Problem: Copy out each line below that has the word "document" in it.

────────────────────

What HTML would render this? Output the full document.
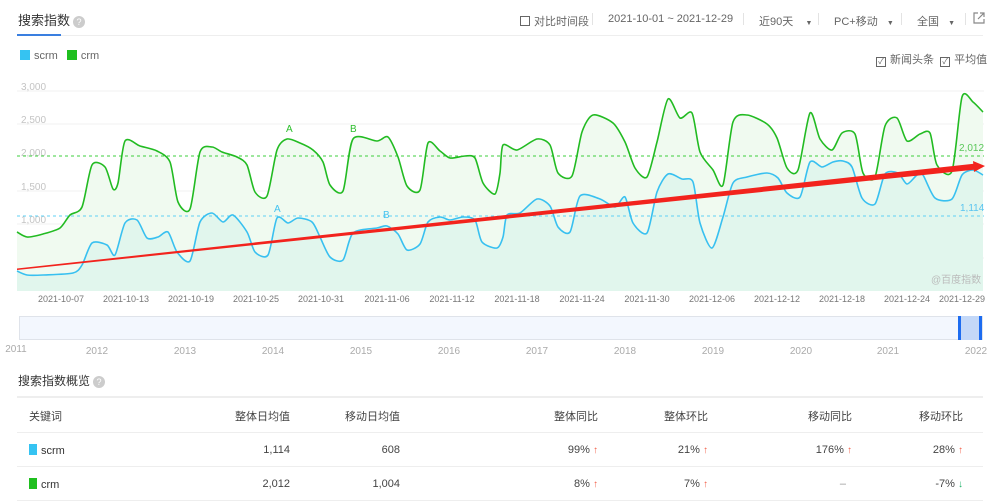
<!DOCTYPE html>
<html><head><meta charset="utf-8"><style>
*{margin:0;padding:0;box-sizing:border-box}
body{width:1000px;height:503px;background:#fff;font-family:"Liberation Sans","Noto Sans CJK SC",sans-serif;color:#333;position:relative;overflow:hidden}
.a{position:absolute;white-space:nowrap}
.g{color:#666;font-size:11px}
.q{display:inline-block;width:12px;height:12px;border-radius:50%;background:#ccc;color:#fff;font-size:9px;text-align:center;line-height:12px;vertical-align:middle;margin-left:3px}
.cb{display:inline-block;width:10px;height:10px;border:1px solid #666;vertical-align:-1px;margin-right:4px;font-size:8px;line-height:8px;text-align:center}
.sep{position:absolute;top:13px;width:1px;height:12px;background:#e3e3e3}
.t{font-size:11px;color:#444}
.r{text-align:right}
.up{color:#f2624b;font-size:10px}
.dn{color:#22b36b;font-size:10px}
</style></head><body>
<div class="a" style="left:18px;top:10px;font-size:13px;color:#333">搜索指数<span class="q">?</span></div>
<div class="a" style="left:17px;top:34px;width:44px;height:2px;background:#3a7fe0"></div>
<div class="a" style="left:61px;top:35px;width:922px;height:1px;background:#eee"></div>
<div class="a g" style="left:520px;top:13px"><span class="cb"></span>对比时间段</div>
<div class="sep" style="left:592px"></div>
<div class="a g" style="left:608px;top:13px">2021-10-01 ~ 2021-12-29</div>
<div class="sep" style="left:743px"></div>
<div class="a g" style="left:759px;top:13px">近90天 &nbsp;&nbsp;&nbsp;<span style="font-size:7px">▼</span></div>
<div class="sep" style="left:818px"></div>
<div class="a g" style="left:834px;top:13px">PC+移动 &nbsp;&nbsp;<span style="font-size:7px">▼</span></div>
<div class="sep" style="left:901px"></div>
<div class="a g" style="left:917px;top:13px">全国 &nbsp;&nbsp;<span style="font-size:7px">▼</span></div>
<div class="sep" style="left:965px"></div>
<svg class="a" style="left:973px;top:12px" width="12" height="12"><path d="M5 1H1V11H11V7M7 1H11V5M11 1L5 7" fill="none" stroke="#888" stroke-width="1.2"/></svg>
<div class="a g" style="left:20px;top:50px"><span style="display:inline-block;width:10px;height:10px;background:#35c3f2;vertical-align:-1px;margin-right:4px"></span>scrm <span style="display:inline-block;width:10px;height:10px;background:#1fbf1f;vertical-align:-1px;margin:0 4px 0 6px"></span>crm</div>
<div class="a g" style="left:876px;top:51px"><span class="cb">✓</span>新闻头条&nbsp;&nbsp;<span class="cb">✓</span>平均值</div>
<svg class="a" style="left:0;top:0" width="1000" height="310">
<g stroke="#f0f0f0" stroke-width="1"><line x1="17" x2="984" y1="91" y2="91"/><line x1="17" x2="984" y1="124" y2="124"/><line x1="17" x2="984" y1="191" y2="191"/><line x1="17" x2="984" y1="224" y2="224"/><line x1="17" x2="984" y1="258" y2="258"/></g>
<g font-size="10" fill="#c4c4c4" font-family="Liberation Sans"><text x="21" y="90">3,000</text><text x="21" y="123">2,500</text><text x="21" y="156">2,000</text><text x="21" y="190">1,500</text><text x="21" y="223">1,000</text><text x="21" y="257">500</text></g>
<path id="gf" fill="#f0faf0"/>
<path id="bf" fill="#e1f6ed"/>
<line x1="17" x2="984" y1="156" y2="156" stroke="#3ccf3c" stroke-dasharray="3,3"/>
<line x1="17" x2="984" y1="216" y2="216" stroke="#5fd0f5" stroke-dasharray="3,3"/>
<path id="gl" fill="none" stroke="#22bb22" stroke-width="1.6"/>
<path id="bl" fill="none" stroke="#38c0f0" stroke-width="1.6"/>
<polygon fill="#f2231d" points="17,268.5 17,270 976,169.5 976,163.5"/>
<polygon fill="#f2231d" points="973,161 985,166 974,172"/>
<g font-size="10" font-family="Liberation Sans"><text x="286" y="132" fill="#2cbf2c">A</text><text x="350" y="132" fill="#2cbf2c">B</text><text x="274" y="212" fill="#45c3f0">A</text><text x="383" y="218" fill="#45c3f0">B</text><text x="959" y="151" fill="#5bc75b">2,012</text><text x="960" y="211" fill="#59c4f0">1,114</text><text x="931" y="283" fill="#bbb">@百度指数</text></g>
<g font-size="9" fill="#777" font-family="Liberation Sans" text-anchor="middle"><text x="61" y="302">2021-10-07</text><text x="126" y="302">2021-10-13</text><text x="191" y="302">2021-10-19</text><text x="256" y="302">2021-10-25</text><text x="321" y="302">2021-10-31</text><text x="387" y="302">2021-11-06</text><text x="452" y="302">2021-11-12</text><text x="517" y="302">2021-11-18</text><text x="582" y="302">2021-11-24</text><text x="647" y="302">2021-11-30</text><text x="712" y="302">2021-12-06</text><text x="777" y="302">2021-12-12</text><text x="842" y="302">2021-12-18</text><text x="907" y="302">2021-12-24</text><text x="962" y="302">2021-12-29</text></g>
</svg>
<div class="a" style="left:19px;top:316px;width:964px;height:24px;background:#f3f7fe;border:1px solid #dfe3ea"></div>
<div class="a" style="left:959px;top:316px;width:23px;height:24px;background:#c3d8f8"></div>
<div class="a" style="left:958px;top:316px;width:3px;height:24px;background:#1d6cf0"></div>
<div class="a" style="left:979px;top:316px;width:3px;height:24px;background:#1d6cf0"></div>
<svg class="a" style="left:0;top:342px" width="1000" height="16"><g font-size="10" fill="#aaa" font-family="Liberation Sans" text-anchor="middle"><text x="16" y="10">2011</text><text x="97" y="12">2012</text><text x="185" y="12">2013</text><text x="273" y="12">2014</text><text x="361" y="12">2015</text><text x="449" y="12">2016</text><text x="537" y="12">2017</text><text x="625" y="12">2018</text><text x="713" y="12">2019</text><text x="801" y="12">2020</text><text x="888" y="12">2021</text><text x="976" y="12">2022</text></g></svg>
<div class="a" style="left:18px;top:372px;font-size:12px;color:#333">搜索指数概览<span class="q">?</span></div>
<div class="a" style="left:17px;top:396px;width:966px;height:2px;background:#eee"></div>
<div class="a" style="left:17px;top:432px;width:966px;height:1px;background:#eee"></div>
<div class="a" style="left:17px;top:466px;width:966px;height:1px;background:#eee"></div>
<div class="a" style="left:17px;top:500px;width:966px;height:1px;background:#eee"></div>
<div class="a t" style="left:29px;top:408px">关键词</div>
<div class="a t r" style="left:190px;top:408px;width:100px">整体日均值</div>
<div class="a t r" style="left:300px;top:408px;width:100px">移动日均值</div>
<div class="a t r" style="left:498px;top:408px;width:100px">整体同比</div>
<div class="a t r" style="left:608px;top:408px;width:100px">整体环比</div>
<div class="a t r" style="left:752px;top:408px;width:100px">移动同比</div>
<div class="a t r" style="left:863px;top:408px;width:100px">移动环比</div>
<div class="a" style="left:29px;top:444px;font-size:11px;color:#333"><span style="display:inline-block;width:8px;height:11px;background:#35c3f2;vertical-align:-1px;margin-right:4px"></span>scrm</div>
<div class="a t r" style="left:190px;top:444px;width:100px">1,114</div>
<div class="a t r" style="left:300px;top:444px;width:100px">608</div>
<div class="a t r" style="left:492px;top:444px;width:106px">99% <span class="up">↑</span></div>
<div class="a t r" style="left:602px;top:444px;width:106px">21% <span class="up">↑</span></div>
<div class="a t r" style="left:746px;top:444px;width:106px">176% <span class="up">↑</span></div>
<div class="a t r" style="left:857px;top:444px;width:106px">28% <span class="up">↑</span></div>
<div class="a" style="left:29px;top:478px;font-size:11px;color:#333"><span style="display:inline-block;width:8px;height:11px;background:#1fbf1f;vertical-align:-1px;margin-right:4px"></span>crm</div>
<div class="a t r" style="left:190px;top:478px;width:100px">2,012</div>
<div class="a t r" style="left:300px;top:478px;width:100px">1,004</div>
<div class="a t r" style="left:492px;top:478px;width:106px">8% <span class="up">↑</span></div>
<div class="a t r" style="left:602px;top:478px;width:106px">7% <span class="up">↑</span></div>
<div class="a t r" style="left:746px;top:478px;width:100px;color:#999">–</div>
<div class="a t r" style="left:857px;top:478px;width:106px">-7% <span class="dn">↓</span></div>
<script>
var G="17,232 27,237 43,234 60,228 70,215 82,207 92,165 105,167 113,189 118,183 125,141 140,146 157,151 170,162 178,202 190,209 200,152 212,147 222,152 237,157 247,165 255,192 267,196 277,150 287,139 300,143 313,150 323,162 330,185 343,191 353,139 377,141 388,137 398,157 407,186 420,190 428,143 440,151 450,158 465,156 475,158 483,183 495,194 500,173 503,145 517,150 537,139 550,145 558,173 572,176 582,132 593,115 613,123 625,142 635,168 647,177 657,142 668,99 680,118 692,113 700,152 713,170 723,185 733,122 747,115 767,124 777,138 787,168 798,170 810,113 820,139 832,150 842,133 855,134 863,173 875,177 885,126 897,118 907,141 920,134 930,133 937,165 952,171 962,97 973,102 983,112";
var B="17,271 27,275 43,275 73,273 82,265 92,243 107,245 115,255 125,223 137,220 147,238 158,237 168,232 177,252 190,261 200,222 212,213 223,222 233,215 247,232 255,252 268,255 277,218 288,223 298,218 312,222 320,237 330,257 343,260 353,233 377,228 387,226 398,234 407,250 420,244 428,222 440,217 450,220 463,217 475,220 482,242 497,248 503,237 507,215 520,213 537,199 550,206 558,227 570,232 580,196 600,199 615,207 625,197 633,223 647,233 657,192 668,174 682,179 693,182 700,223 712,248 723,217 733,183 747,177 767,173 778,178 787,193 800,197 810,162 822,167 833,162 843,161 852,167 862,198 875,204 885,174 898,173 907,184 917,175 923,175 935,198 952,199 962,175 973,170 983,175";
function pts(s){return s.split(' ').map(function(p){return p.split(',').map(Number)})}
function smooth(p){var d='M'+p[0][0]+','+p[0][1];for(var i=0;i<p.length-1;i++){var p0=p[i-1]||p[i],p1=p[i],p2=p[i+1],p3=p[i+2]||p2;var t=0.13;var c1x=p1[0]+(p2[0]-p0[0])*t,c1y=p1[1]+(p2[1]-p0[1])*t,c2x=p2[0]-(p3[0]-p1[0])*t,c2y=p2[1]-(p3[1]-p1[1])*t;d+=' C'+c1x.toFixed(1)+','+c1y.toFixed(1)+' '+c2x.toFixed(1)+','+c2y.toFixed(1)+' '+p2[0]+','+p2[1];}return d}
var g=smooth(pts(G)),b=smooth(pts(B));
document.getElementById('gl').setAttribute('d',g);
document.getElementById('bl').setAttribute('d',b);
document.getElementById('gf').setAttribute('d',g+' L983,291 L17,291 Z');
document.getElementById('bf').setAttribute('d',b+' L983,291 L17,291 Z');
</script>
</body></html>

────────────────────

Written solution:
What HTML would render this? Output the full document.
document.getElementById('gl').setAttribute('d',g);
document.getElementById('bl').setAttribute('d',b);
document.getElementById('gf').setAttribute('d',g+' L983,291 L17,291 Z');
document.getElementById('bf').setAttribute('d',b+' L983,291 L17,291 Z');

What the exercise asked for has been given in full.